Last month VWvortex joined Privat Wheels in challenging its readers to design their idea of the perfect GTI. .The one catch was that the designs had to include an original wheel design identified in the renderings as a Privat wheel. Three finalists were chosen from the many submissions, and readers cast their votes. 

The winner by a landslide was Jon Sibal, and his design has been translated into a poster that will be handed out at Waterfest 2007 at both the VWvortex and Privat Wheels booths. We decided to take a look at the man behind the winning design. Here is what we discovered...* Full Interview*


----------



## GaTeIg (Jul 6, 2005)

Very nicely done. Wheels would look better on a Mk4... ;-)


----------



## hockdub (Jun 30, 2004)

*Re: (GaTeIg)*

cool interview, sounds like a really cool guy. i too am an artist, a lot of the things he said are very interesting and well educated - well thought through answers. wheels look great! are they going to produce them you think?


----------



## Armour (Mar 14, 2005)

*Re: (hockdub)*

congratulations, you have a very lucky brother http://****************.com/smile/emthup.gif


----------



## qkslvr (Feb 18, 2003)

*Re: (hockdub)*


_Quote, originally posted by *hockdub* »_wheels look great! are they going to produce them you think?

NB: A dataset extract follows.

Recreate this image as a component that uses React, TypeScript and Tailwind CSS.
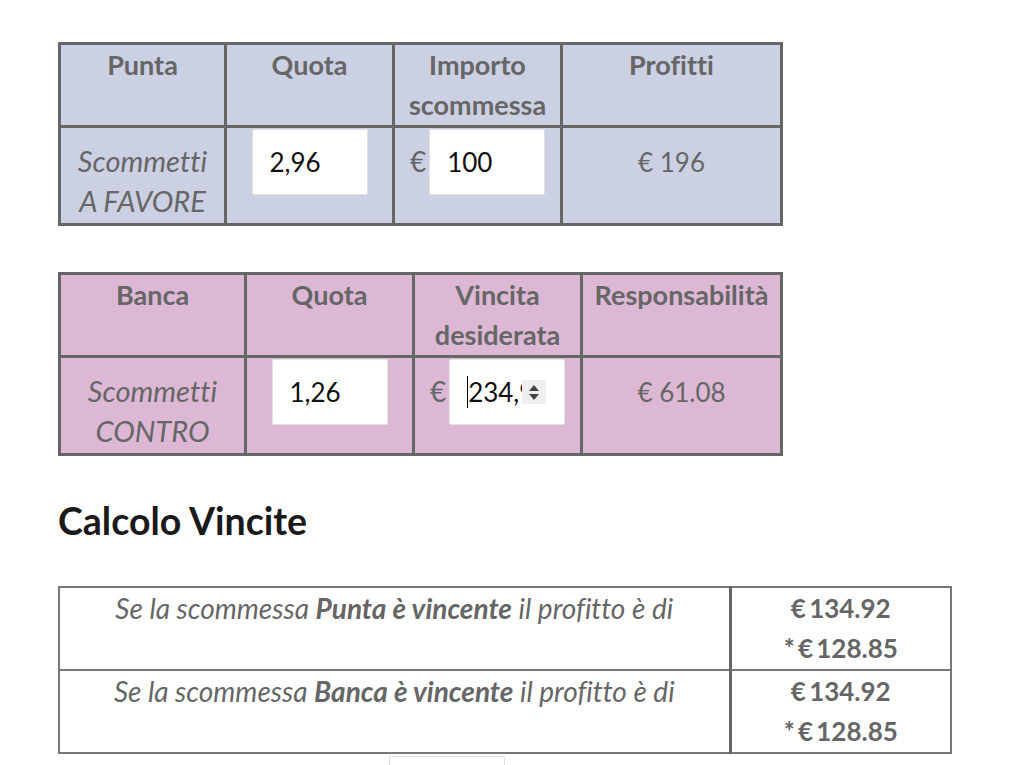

That was the original plan for the contest, but Privat looked into it a bit and found that whatever design won would more than likely have to be changed for safety requirements. As this is a 'design challenge,' whoever won would then have to be tied up in the constant redesign process until they can get it finalized. The premise was a fun thing for our readers to do, and not require a huge time commitment outside of whatever they wanted to devote to the design itself, we thought the better of it.
It is somewhat of a shame, because Jon's wheel design is awesome (I think), but if you plan to be at Waterfest, stop by the booth, and pick up a limited edition poster featuring the design.


----------



## Dark Cipher (May 17, 2003)

*Re: (qkslvr)*

Drop it like its not.


----------



## mk3pekk (Dec 17, 2001)

*Re: (Dark Cipher)*

id hit it... http://****************.com/smile/emthup.gif


----------



## [email protected] (Jan 13, 2005)

*Re:*

I love the wheels. The front end is a bit garish and over the top for my conservative tastes, though. If some styling cues were lifted from this design and integrated into a more toned down kit I'll bet it'd be a stunner.


----------



## Ken Adams (Jul 13, 2006)

*Re: (GaTeIg)*

congrats vortex. keep heading in that HIN direction, thats where the cash is at!!


----------



## [email protected] (Apr 23, 2001)

*Re: (Ken Adams)*


_Quote, originally posted by *Ken Adams* »_congrats vortex. keep heading in that HIN direction, thats where the cash is at!!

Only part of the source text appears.